Checkpoint#

What is Checkpoint#

For a consumer program, it typically pulls a batch of records to process either in sequence or in parallel. To ensure ‘Exact-once-consumption’ we need a mechanism for tracking the processing status, which includes states such as ‘pending’, ‘in-progress’, ‘failed’, ‘exhausted’ (failed too many times), or ‘succeeded’. Additionally, the start pointer for this batch may expire, and the records’ data may become inaccessible if the consumer program fails. Therefore, we need a persistent layer to store the records data as well.

Checkpoint serves as a component that provides the functionalities mentioned above. Typically, status data, also considered as metadata, is small and should be stored in a high-performance database like AWS DynamoDB or Redis. On the other hand, considering that the records data can be quite substantial, AWS S3 becomes a preferable choice.

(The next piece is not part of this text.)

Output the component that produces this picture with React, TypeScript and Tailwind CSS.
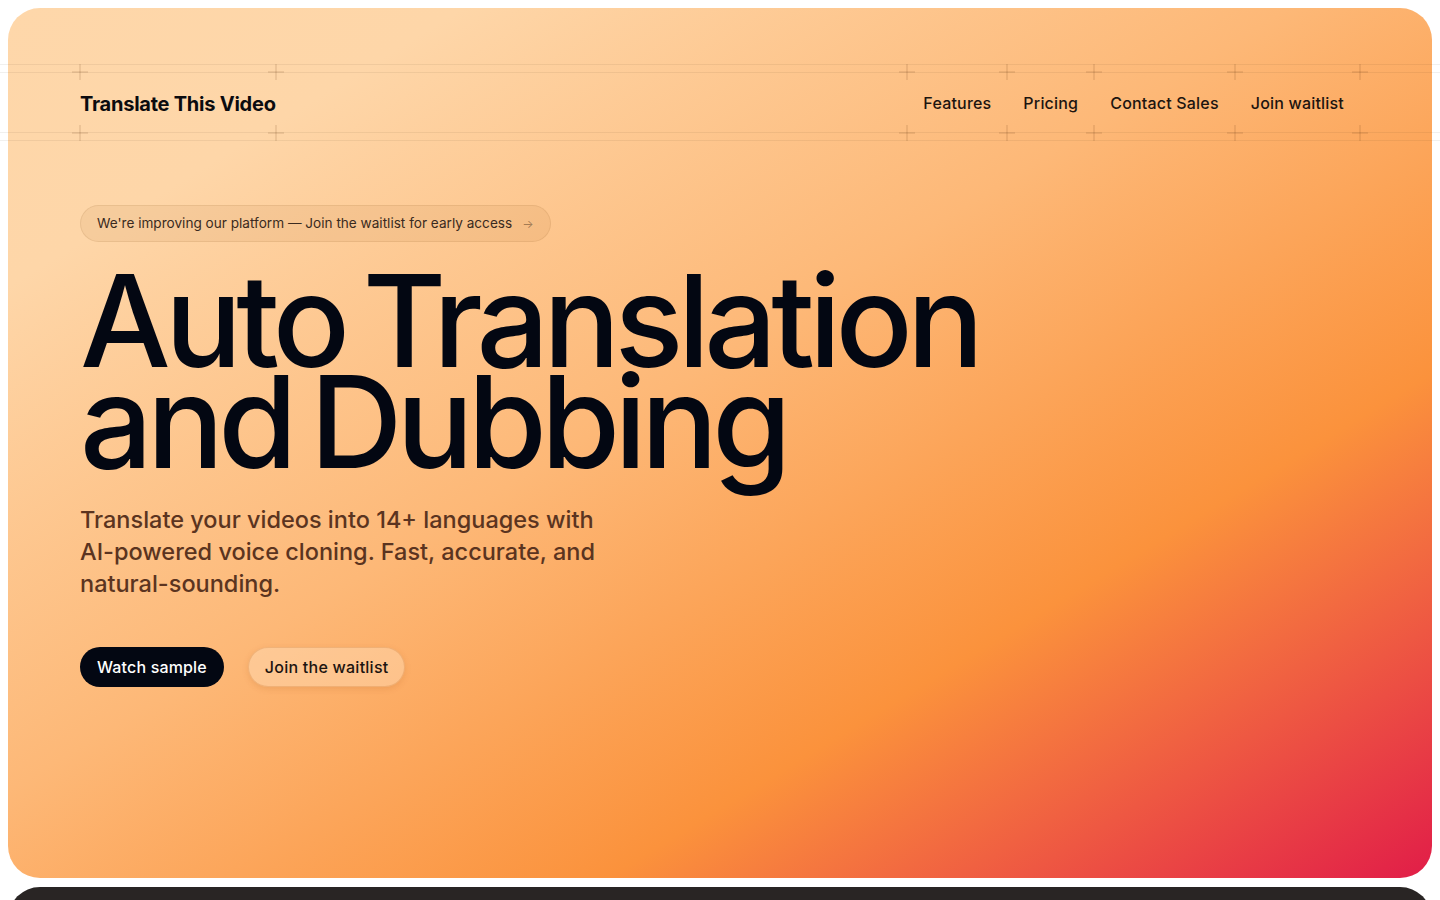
import React from 'react';

// small plus mark that sits on the header grid lines
const Cross = ({ className = '' }: { className?: string }) => (
    <span className={`pointer-events-none absolute h-4 w-4 ${className}`}>
        <span className="absolute left-1/2 top-0 h-4 w-px -translate-x-1/2 bg-[rgba(90,50,10,0.22)]" />
        <span className="absolute left-0 top-1/2 h-px w-4 -translate-y-1/2 bg-[rgba(90,50,10,0.22)]" />
    </span>
);

const Corners = ({ right = false }: { right?: boolean }) => (
    <>
        <Cross className="-left-2 -top-2" />
        <Cross className="-bottom-2 -left-2" />
        {right && <Cross className="-right-2 -top-2" />}
        {right && <Cross className="-bottom-2 -right-2" />}
    </>
);

const navItems = ['Features', 'Pricing', 'Contact Sales', 'Join waitlist'];

export default function App() {
    return (
        <div
            className="min-h-screen bg-white p-2 pb-0"
            style={{ fontFamily: 'Inter, "Noto Sans", sans-serif' }}
        >
            {/* ================= hero card ================= */}
            <section className="relative h-[870px] rounded-[32px] bg-[linear-gradient(to_bottom_right,#fed7aa_0%,#fed6a8_16%,#fdb877_45%,#fb923c_71%,#e11d48_100%)] px-[72px] pt-16">
                {/* header band with grid lines */}
                <header className="relative flex h-[61px] items-stretch justify-between">
                    <span className="pointer-events-none absolute -left-[80px] -right-[80px] -top-2 h-px bg-[rgba(60,40,20,0.07)]" />
                    <span className="pointer-events-none absolute -left-[80px] -right-[80px] top-0 h-px bg-[rgba(60,40,20,0.07)]" />
                    <span className="pointer-events-none absolute -left-[80px] -right-[80px] bottom-0 h-px bg-[rgba(60,40,20,0.07)]" />
                    <span className="pointer-events-none absolute -bottom-2 -left-[80px] -right-[80px] h-px bg-[rgba(60,40,20,0.07)]" />

                    <div className="relative flex items-center pt-[3px]">
                        <Corners right />
                        <span className="text-[20px] font-bold tracking-[-0.012em] text-[#0b0b0f]">Translate This Video</span>
                    </div>

                    <nav className="flex items-stretch">
                        {navItems.map((item, i) => (
                            <a
                                key={item}
                                href="#"
                                className="relative flex items-center px-4 text-base font-medium tracking-[0.012em] text-[#1c1410]"
                            >
                                <Corners right={i === navItems.length - 1} />
                                {item}
                            </a>
                        ))}
                    </nav>
                </header>

                {/* hero copy */}
                <div className="mt-[72px]">
                    <a
                        href="#"
                        className="inline-flex h-[37px] items-center gap-2.5 rounded-full border border-[rgba(120,70,20,0.1)] bg-[rgba(150,90,30,0.08)] pl-4 pr-4 text-[13.6px] text-[#3a2a20]"
                    >
                        <span>We're improving our platform — Join the waitlist for early access</span>
                        <span className="text-xs text-[rgba(60,40,20,0.45)]">→</span>
                    </a>

                    <h1 className="mt-[28px] text-[128px] font-medium leading-[0.79] tracking-[-0.045em] text-[#030712] [word-spacing:-10px]">
                        Auto Translation
                        <br />
                        and Dubbing
                    </h1>

                    <p className="mt-[32px] max-w-[530px] text-[23.5px] font-medium leading-8 text-[#5b3420]">
                        Translate your videos into 14+ languages with AI-powered voice cloning. Fast, accurate, and natural-sounding.
                    </p>

                    <div className="mt-[47px] flex items-center gap-6">
                        <button className="h-10 rounded-full bg-[#030712] px-[17px] text-base font-medium tracking-[0.01em] text-white">
                            Watch sample
                        </button>
                        <button className="h-10 rounded-full border border-[rgba(200,110,40,0.25)] bg-[rgba(255,235,210,0.35)] px-4 text-base font-medium tracking-[0.015em] text-[#1c1410] shadow-[0_2px_6px_rgba(160,80,20,0.15)]">
                            Join the waitlist
                        </button>
                    </div>
                </div>
            </section>

            {/* ================= next section (dark) ================= */}
            <section className="mt-[9px] h-[500px] rounded-t-[32px] bg-[#292524]" />
        </div>
    );
}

In this project, we offer a base class, CheckPoint, which implements the core logic of checkpointing but intentionally leaves the backend read/write logic unimplemented. This design allows you to extend the class to use any backend of your choice.”

../_images/consumer-and-checkpoint.png

Simple Checkpoint#

SimpleCheckpoint is a simple implementation of a CheckPoint, it uses local files to store the checkpoint data. It is not recommended to use this class in production, but it can be used for demonstration and testing purposes.

DynamoDB S3 Checkpoint#

Amazon DynamoDB is a serverless, infinitely scalable, and high-performance key value database provided by AWS, which could be a perfect place to store status tracking metadata. Amazon S3 is a highly available and durable storage service provided by AWS, which could be a perfect place to store the records data.

DynamoDBS3CheckPoint is a implementation of a CheckPoint based on DynamoDB and S3.